22nd November, 2021.      //   General Interest, Market Intelligence  // 

Chinese Academy of Sciences Institute of Neuroscience via CNS shows five cloned macaques at a research institution in Shanghai

A professor at a Danish university collaborated with a Chinese army laboratory on genetic research designed to help soldiers operate at high altitudes, amid rising concerns about Beijing exploiting links with Western academia for military purposes.

Guojie Zhang of the University of Copenhagen co-authored a paper with a Peoples’ Liberation Army major general on an experiment that exposed monkeys to extreme altitudes in a bid to understand the impact of such conditions on their brains, Reuters reported.

The object of the research, which the paper says was funded by the Chinese government and military, was to develop drugs to prevent brain damage in soldiers operating on China’s high-plateau frontiers.

China’s military launched a program to research genetic causes of altitude sickness in 2012. The urgency of such research has grown as it reinforces its military in Tibet following a series of skirmishes on its contested Himalayan border with India.

Chinese and Indian soldiers have come to blows several times, including in fist fights, since a long-standing border demarcation dispute reignited in May last year.

Oxygen levels on the Tibetan plateau, at an elevation of around 4,500 meters, can be 35 percent lower than at sea-level.

Professor Zhang, a Chinese citizen, is also employed by BGI group, Shenzhen-based genomics firm that funds multiple researchers at the University of Copenhagen and has its European headquarters on the university campus.

He published the paper with Major General Yuqi Gao, the head of the PLA’s altitude research laboratory, in January 2020. The paper also listed two of BGI’s founders as co-authors.

The revelations come after a report urged ministers to protect UK universities from the unintended “risks” of growing dependence on China for research cooperation.

In a joint report published by King’s College London and the Harvard Kennedy School of Government in March called for “a full audit of current projects with China” and safeguards to prevent research becoming dependent on cross-funding from tuition fees from international students.

Jo Johnson, the former universities minister who was lead author on the report, said at the time: “The UK urgently needs to put in place a framework for this key relationship so that it will be able to withstand rising geopolitical tensions.
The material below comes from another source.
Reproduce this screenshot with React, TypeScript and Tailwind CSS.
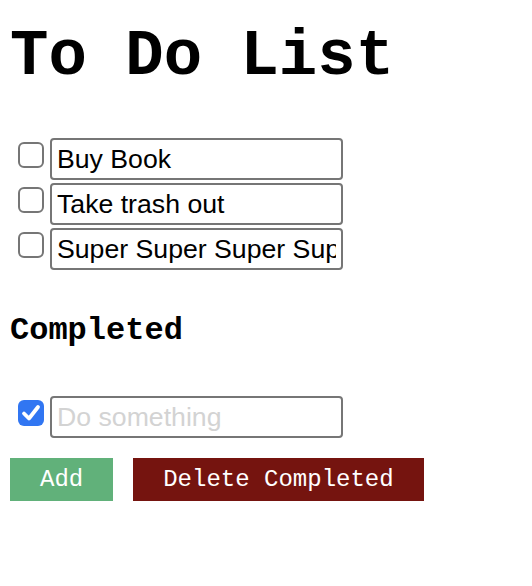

Failure to do so risks real damage to our knowledge economy,” said Johnson.

“The UK needs to do a better job of measuring, managing and mitigating risks that are at present poorly understood and monitored.”

Denmark’s intelligence agency in May warned Danish universities that they may unwittingly become involved in foreign military research. It cited the example of a student who co-authored research into 5G technology with an engineer from a Chinese military university.

Last month a US defense department report said China may be using biotechnology to enhance its soldiers performance.

Niels Kroer, the head of the University of Copenhagen’s biology department, said the university was not aware that the co-authors included Chinese military officers when it was published.

Professor Zhang told Reuters he did not notify the university because it did not require to report co-authors on scientific papers to it. There is no suggestion he broke university rules.

BGI said the study “was not carried out for military purposes” and brain research is a critical area for understanding human diseases.

Experiments on monkeys like those described in Professor Zhan and Maj Gen Gao’s research are controversial in many Western countries, but considered by many neuroscientists to be essential for furthering our understanding of the human brain.

Some have suggested that China and Japan, which have fewer restrictions on the use of monkeys in laboratory research, have overtaken Western researchers in the field as a result.

In 2020 Nikos Logothetis, a neuroscientist at Germany’s Max Pank institute who had faced public protests over the use of monkeys for research, said he was relocating to China.